Data =
↓↓↓
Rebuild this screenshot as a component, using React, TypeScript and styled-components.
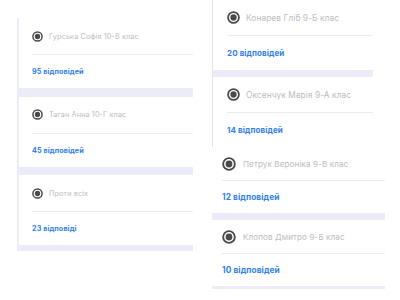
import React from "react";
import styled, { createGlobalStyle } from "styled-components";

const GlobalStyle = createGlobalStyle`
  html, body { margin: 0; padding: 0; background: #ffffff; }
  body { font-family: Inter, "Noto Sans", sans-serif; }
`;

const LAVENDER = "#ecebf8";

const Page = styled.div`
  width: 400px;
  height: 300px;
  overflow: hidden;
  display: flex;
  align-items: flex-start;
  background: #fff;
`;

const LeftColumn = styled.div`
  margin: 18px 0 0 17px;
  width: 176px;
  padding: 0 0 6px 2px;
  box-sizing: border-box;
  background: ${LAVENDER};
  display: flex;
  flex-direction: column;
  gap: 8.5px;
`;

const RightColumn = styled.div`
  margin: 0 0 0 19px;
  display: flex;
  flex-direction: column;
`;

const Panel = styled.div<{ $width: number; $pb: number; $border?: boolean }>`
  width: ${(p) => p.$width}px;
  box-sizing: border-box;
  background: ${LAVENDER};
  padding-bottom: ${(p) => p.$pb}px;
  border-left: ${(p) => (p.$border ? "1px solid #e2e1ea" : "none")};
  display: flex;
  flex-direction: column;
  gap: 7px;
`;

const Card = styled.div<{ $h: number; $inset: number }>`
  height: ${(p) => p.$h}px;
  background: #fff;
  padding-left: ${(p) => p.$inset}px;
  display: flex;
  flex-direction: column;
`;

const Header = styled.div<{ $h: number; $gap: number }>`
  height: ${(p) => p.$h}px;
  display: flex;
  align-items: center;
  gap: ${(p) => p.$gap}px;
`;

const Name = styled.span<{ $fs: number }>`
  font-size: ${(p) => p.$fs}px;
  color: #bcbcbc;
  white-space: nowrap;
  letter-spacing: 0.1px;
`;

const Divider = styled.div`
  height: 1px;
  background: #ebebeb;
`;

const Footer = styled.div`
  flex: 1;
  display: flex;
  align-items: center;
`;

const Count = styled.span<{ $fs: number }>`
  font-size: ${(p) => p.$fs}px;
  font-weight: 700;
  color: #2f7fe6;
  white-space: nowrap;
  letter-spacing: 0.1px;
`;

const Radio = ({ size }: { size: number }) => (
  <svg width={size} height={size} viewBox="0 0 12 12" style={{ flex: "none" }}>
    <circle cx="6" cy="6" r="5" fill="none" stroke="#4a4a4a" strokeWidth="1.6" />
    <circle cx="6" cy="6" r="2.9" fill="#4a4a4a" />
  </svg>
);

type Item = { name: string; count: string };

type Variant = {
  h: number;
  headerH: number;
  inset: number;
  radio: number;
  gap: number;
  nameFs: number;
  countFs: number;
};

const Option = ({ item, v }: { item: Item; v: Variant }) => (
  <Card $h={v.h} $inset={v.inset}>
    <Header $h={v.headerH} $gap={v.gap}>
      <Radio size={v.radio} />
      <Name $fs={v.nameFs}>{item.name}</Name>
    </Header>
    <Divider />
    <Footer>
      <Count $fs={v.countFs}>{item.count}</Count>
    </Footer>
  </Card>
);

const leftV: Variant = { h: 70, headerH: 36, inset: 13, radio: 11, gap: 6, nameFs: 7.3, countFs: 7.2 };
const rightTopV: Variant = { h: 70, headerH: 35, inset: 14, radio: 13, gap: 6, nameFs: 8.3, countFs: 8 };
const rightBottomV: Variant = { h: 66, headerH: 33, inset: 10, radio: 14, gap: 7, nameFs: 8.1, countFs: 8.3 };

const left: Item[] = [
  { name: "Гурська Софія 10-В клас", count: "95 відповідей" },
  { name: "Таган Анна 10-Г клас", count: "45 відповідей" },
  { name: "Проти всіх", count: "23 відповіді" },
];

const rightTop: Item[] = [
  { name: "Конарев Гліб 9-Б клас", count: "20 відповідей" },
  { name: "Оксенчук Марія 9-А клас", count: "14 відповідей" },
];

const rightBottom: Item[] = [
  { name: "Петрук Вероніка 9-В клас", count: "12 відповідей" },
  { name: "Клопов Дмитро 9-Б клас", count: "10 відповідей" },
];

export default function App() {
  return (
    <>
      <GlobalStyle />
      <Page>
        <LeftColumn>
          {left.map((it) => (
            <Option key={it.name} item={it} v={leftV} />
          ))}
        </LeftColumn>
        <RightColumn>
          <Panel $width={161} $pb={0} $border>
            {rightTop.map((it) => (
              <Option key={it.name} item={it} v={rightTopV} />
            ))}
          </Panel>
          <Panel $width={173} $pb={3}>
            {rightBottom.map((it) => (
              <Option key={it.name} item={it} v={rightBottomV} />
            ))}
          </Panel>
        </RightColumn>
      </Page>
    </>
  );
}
↑↑↑
Aim = Your task is to reproduce exactly the lines from the start of the data above through the line containing "string; count: string", leaving every picture out.

Expected answer =
Rebuild this screenshot as a component, using React, TypeScript and styled-components.
import React from "react";
import styled, { createGlobalStyle } from "styled-components";

const GlobalStyle = createGlobalStyle`
  html, body { margin: 0; padding: 0; background: #ffffff; }
  body { font-family: Inter, "Noto Sans", sans-serif; }
`;

const LAVENDER = "#ecebf8";

const Page = styled.div`
  width: 400px;
  height: 300px;
  overflow: hidden;
  display: flex;
  align-items: flex-start;
  background: #fff;
`;

const LeftColumn = styled.div`
  margin: 18px 0 0 17px;
  width: 176px;
  padding: 0 0 6px 2px;
  box-sizing: border-box;
  background: ${LAVENDER};
  display: flex;
  flex-direction: column;
  gap: 8.5px;
`;

const RightColumn = styled.div`
  margin: 0 0 0 19px;
  display: flex;
  flex-direction: column;
`;

const Panel = styled.div<{ $width: number; $pb: number; $border?: boolean }>`
  width: ${(p) => p.$width}px;
  box-sizing: border-box;
  background: ${LAVENDER};
  padding-bottom: ${(p) => p.$pb}px;
  border-left: ${(p) => (p.$border ? "1px solid #e2e1ea" : "none")};
  display: flex;
  flex-direction: column;
  gap: 7px;
`;

const Card = styled.div<{ $h: number; $inset: number }>`
  height: ${(p) => p.$h}px;
  background: #fff;
  padding-left: ${(p) => p.$inset}px;
  display: flex;
  flex-direction: column;
`;

const Header = styled.div<{ $h: number; $gap: number }>`
  height: ${(p) => p.$h}px;
  display: flex;
  align-items: center;
  gap: ${(p) => p.$gap}px;
`;

const Name = styled.span<{ $fs: number }>`
  font-size: ${(p) => p.$fs}px;
  color: #bcbcbc;
  white-space: nowrap;
  letter-spacing: 0.1px;
`;

const Divider = styled.div`
  height: 1px;
  background: #ebebeb;
`;

const Footer = styled.div`
  flex: 1;
  display: flex;
  align-items: center;
`;

const Count = styled.span<{ $fs: number }>`
  font-size: ${(p) => p.$fs}px;
  font-weight: 700;
  color: #2f7fe6;
  white-space: nowrap;
  letter-spacing: 0.1px;
`;

const Radio = ({ size }: { size: number }) => (
  <svg width={size} height={size} viewBox="0 0 12 12" style={{ flex: "none" }}>
    <circle cx="6" cy="6" r="5" fill="none" stroke="#4a4a4a" strokeWidth="1.6" />
    <circle cx="6" cy="6" r="2.9" fill="#4a4a4a" />
  </svg>
);

type Item = { name: string; count: string };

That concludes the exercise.